- **Requirement**
Go through the lines below. Copy those with "that".

- **Raw data**

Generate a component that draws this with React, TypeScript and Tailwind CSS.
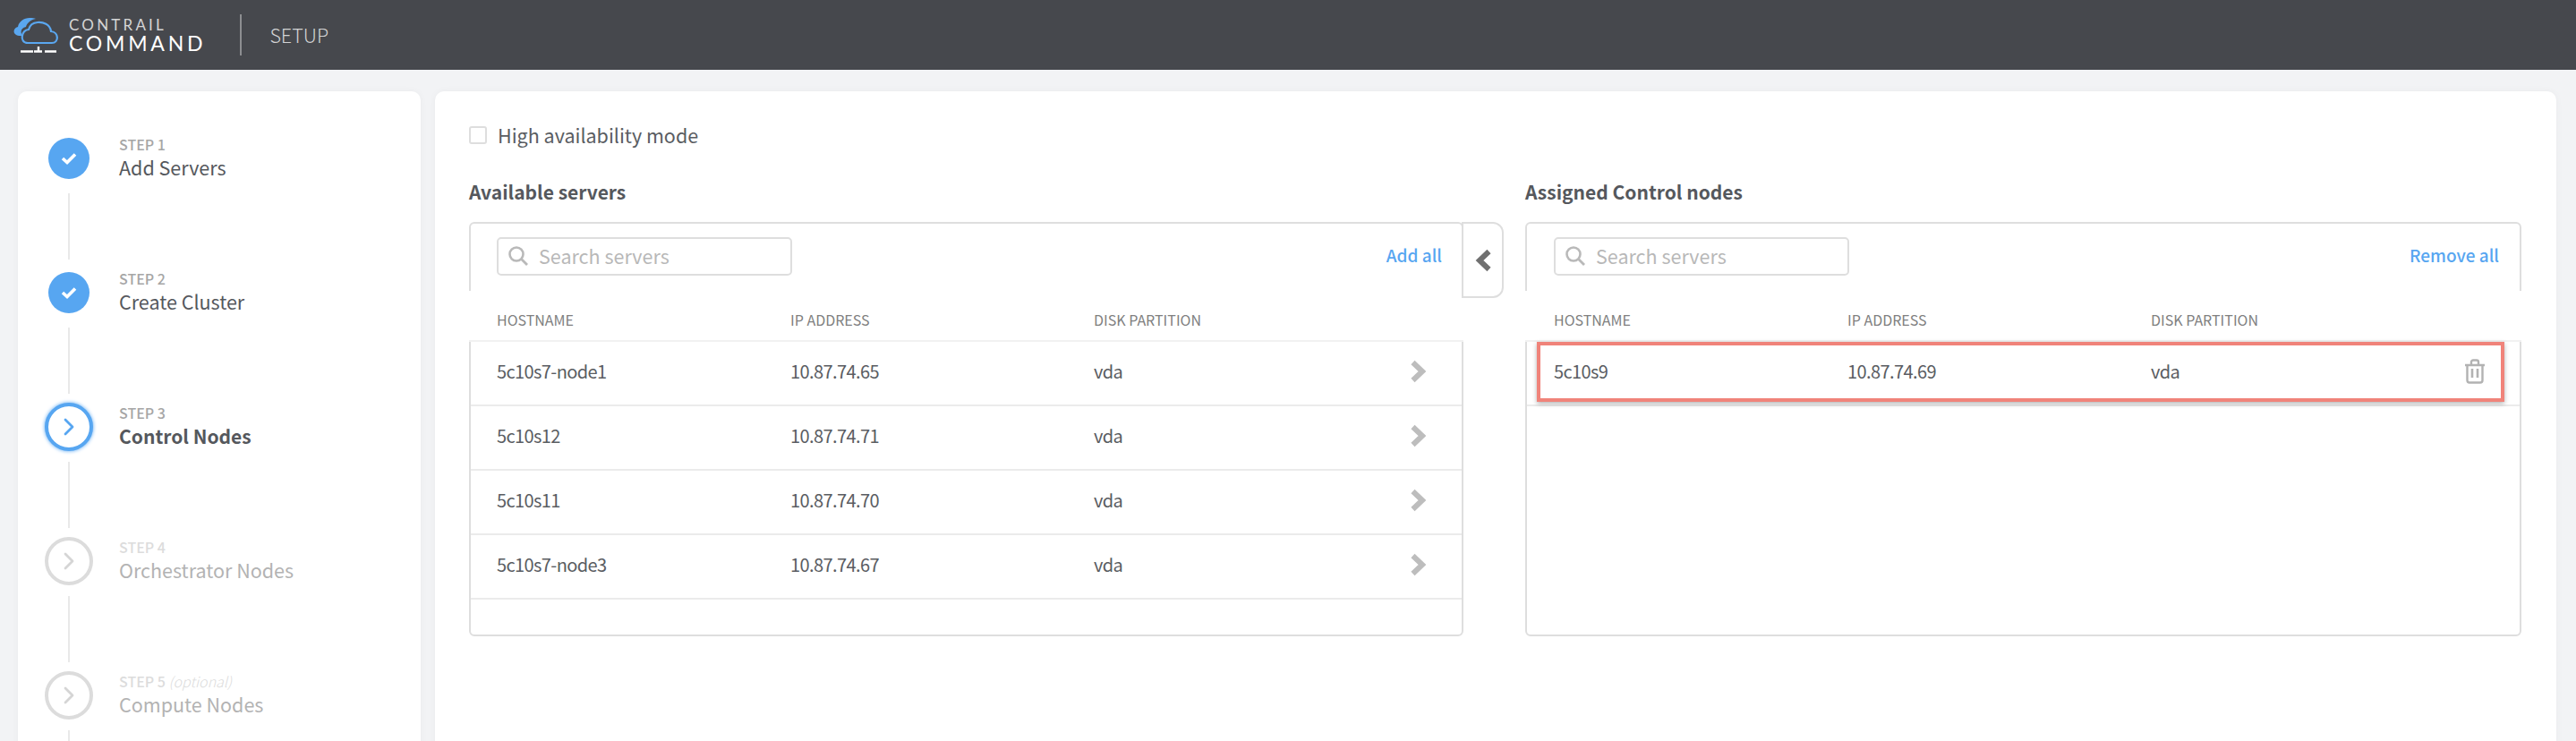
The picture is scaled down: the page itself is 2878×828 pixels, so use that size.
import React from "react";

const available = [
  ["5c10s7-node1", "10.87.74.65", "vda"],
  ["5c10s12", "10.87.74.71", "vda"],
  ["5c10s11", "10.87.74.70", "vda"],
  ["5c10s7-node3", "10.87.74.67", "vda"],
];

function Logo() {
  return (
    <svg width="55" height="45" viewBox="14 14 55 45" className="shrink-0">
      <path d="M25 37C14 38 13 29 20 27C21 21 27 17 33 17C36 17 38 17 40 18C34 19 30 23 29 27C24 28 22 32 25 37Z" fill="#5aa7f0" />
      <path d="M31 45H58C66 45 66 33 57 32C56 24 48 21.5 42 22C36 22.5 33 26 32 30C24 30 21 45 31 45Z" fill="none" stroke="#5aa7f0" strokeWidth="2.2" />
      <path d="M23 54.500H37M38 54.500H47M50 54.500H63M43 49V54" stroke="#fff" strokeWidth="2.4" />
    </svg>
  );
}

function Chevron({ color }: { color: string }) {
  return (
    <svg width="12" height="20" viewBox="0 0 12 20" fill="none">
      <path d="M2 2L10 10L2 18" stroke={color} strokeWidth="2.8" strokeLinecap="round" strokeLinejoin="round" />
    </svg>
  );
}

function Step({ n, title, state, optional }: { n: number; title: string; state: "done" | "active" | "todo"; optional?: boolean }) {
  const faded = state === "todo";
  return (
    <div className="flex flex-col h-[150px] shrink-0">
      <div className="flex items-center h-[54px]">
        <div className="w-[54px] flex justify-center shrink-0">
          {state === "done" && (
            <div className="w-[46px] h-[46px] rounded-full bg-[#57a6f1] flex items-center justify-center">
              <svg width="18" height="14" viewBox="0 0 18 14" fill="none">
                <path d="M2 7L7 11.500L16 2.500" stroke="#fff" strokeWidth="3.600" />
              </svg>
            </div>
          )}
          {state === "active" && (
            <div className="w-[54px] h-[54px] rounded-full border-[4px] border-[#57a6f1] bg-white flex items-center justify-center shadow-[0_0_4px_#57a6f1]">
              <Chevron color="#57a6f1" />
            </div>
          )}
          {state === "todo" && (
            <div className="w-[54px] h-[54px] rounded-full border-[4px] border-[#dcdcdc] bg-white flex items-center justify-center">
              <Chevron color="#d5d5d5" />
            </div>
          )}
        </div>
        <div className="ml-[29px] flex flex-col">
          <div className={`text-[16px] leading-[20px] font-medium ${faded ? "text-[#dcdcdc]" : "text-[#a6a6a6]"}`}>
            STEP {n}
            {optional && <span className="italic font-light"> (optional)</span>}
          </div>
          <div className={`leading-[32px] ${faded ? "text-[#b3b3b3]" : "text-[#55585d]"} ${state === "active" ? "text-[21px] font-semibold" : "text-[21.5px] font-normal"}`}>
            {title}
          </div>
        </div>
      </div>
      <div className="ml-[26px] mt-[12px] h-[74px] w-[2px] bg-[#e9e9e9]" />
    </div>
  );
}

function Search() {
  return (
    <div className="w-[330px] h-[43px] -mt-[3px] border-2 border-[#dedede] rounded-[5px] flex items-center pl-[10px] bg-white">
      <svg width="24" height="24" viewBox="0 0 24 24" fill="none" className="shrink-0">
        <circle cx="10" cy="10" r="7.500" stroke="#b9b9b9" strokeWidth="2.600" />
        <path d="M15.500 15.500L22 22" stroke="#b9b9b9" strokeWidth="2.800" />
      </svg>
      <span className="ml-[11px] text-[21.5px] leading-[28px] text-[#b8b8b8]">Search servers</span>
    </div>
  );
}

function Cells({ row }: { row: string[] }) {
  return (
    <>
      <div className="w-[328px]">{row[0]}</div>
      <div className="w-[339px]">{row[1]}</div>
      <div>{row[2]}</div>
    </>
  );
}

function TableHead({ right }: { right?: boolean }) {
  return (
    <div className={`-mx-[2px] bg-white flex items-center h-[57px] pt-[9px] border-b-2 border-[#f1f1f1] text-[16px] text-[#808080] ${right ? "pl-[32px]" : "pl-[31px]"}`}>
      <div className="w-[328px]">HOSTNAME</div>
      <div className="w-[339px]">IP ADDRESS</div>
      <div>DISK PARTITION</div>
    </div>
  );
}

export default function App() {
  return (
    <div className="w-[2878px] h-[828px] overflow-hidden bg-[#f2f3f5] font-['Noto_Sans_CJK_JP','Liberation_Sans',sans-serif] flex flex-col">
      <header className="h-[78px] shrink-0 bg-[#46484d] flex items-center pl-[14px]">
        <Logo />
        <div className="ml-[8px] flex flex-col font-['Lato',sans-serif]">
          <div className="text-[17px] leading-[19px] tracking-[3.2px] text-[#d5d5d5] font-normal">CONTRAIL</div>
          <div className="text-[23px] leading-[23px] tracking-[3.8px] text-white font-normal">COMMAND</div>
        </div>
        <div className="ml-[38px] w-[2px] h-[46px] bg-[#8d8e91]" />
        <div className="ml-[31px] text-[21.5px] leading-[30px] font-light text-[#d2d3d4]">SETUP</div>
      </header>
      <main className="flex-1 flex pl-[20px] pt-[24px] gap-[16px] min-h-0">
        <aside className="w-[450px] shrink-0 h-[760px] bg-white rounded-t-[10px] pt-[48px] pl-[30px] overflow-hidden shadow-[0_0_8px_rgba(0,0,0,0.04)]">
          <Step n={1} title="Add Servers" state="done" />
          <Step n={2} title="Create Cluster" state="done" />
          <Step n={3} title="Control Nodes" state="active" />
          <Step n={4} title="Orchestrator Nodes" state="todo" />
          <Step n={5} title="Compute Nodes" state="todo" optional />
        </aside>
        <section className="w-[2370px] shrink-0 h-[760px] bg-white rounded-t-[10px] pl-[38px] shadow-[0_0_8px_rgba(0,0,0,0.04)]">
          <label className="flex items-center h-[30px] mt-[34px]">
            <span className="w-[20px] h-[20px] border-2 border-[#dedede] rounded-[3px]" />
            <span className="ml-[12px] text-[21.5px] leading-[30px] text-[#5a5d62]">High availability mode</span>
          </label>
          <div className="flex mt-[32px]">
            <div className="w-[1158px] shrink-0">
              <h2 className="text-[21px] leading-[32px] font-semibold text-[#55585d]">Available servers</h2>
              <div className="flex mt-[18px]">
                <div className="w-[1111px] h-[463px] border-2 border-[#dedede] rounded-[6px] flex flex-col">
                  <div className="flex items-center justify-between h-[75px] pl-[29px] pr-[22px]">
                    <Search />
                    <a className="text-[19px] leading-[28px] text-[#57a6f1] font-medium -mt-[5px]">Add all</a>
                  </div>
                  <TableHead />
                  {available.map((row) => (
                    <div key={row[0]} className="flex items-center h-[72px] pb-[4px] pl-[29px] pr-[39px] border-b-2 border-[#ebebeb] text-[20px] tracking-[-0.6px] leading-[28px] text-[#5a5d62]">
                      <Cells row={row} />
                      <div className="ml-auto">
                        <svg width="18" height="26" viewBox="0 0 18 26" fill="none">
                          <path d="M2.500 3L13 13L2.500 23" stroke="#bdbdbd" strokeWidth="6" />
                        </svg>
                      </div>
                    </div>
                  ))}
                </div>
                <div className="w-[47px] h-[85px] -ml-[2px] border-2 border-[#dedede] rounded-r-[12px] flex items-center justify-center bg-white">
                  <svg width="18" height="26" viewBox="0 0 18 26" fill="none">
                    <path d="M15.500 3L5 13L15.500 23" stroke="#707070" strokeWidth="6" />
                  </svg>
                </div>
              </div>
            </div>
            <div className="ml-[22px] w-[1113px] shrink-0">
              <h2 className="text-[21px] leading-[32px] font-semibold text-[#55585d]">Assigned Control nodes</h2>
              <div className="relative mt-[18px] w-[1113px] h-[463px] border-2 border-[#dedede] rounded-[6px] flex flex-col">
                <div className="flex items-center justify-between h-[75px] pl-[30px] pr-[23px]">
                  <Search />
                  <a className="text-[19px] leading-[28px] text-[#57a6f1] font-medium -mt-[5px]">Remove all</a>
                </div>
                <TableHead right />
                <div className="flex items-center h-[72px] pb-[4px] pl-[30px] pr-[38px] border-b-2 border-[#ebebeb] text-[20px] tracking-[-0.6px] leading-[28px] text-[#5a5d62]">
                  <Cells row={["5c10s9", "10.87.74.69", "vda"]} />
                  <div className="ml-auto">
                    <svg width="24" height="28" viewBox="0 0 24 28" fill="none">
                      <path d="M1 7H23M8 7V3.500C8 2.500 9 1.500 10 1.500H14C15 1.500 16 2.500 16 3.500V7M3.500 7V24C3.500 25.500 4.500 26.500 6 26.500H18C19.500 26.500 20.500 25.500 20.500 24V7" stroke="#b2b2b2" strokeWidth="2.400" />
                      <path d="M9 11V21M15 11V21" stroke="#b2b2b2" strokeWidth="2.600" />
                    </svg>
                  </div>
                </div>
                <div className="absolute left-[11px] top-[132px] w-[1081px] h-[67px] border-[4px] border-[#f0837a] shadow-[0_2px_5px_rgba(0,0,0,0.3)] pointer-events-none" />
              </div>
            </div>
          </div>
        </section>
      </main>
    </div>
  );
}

- **The reply**
Generate a component that draws this with React, TypeScript and Tailwind CSS.
The picture is scaled down: the page itself is 2878×828 pixels, so use that size.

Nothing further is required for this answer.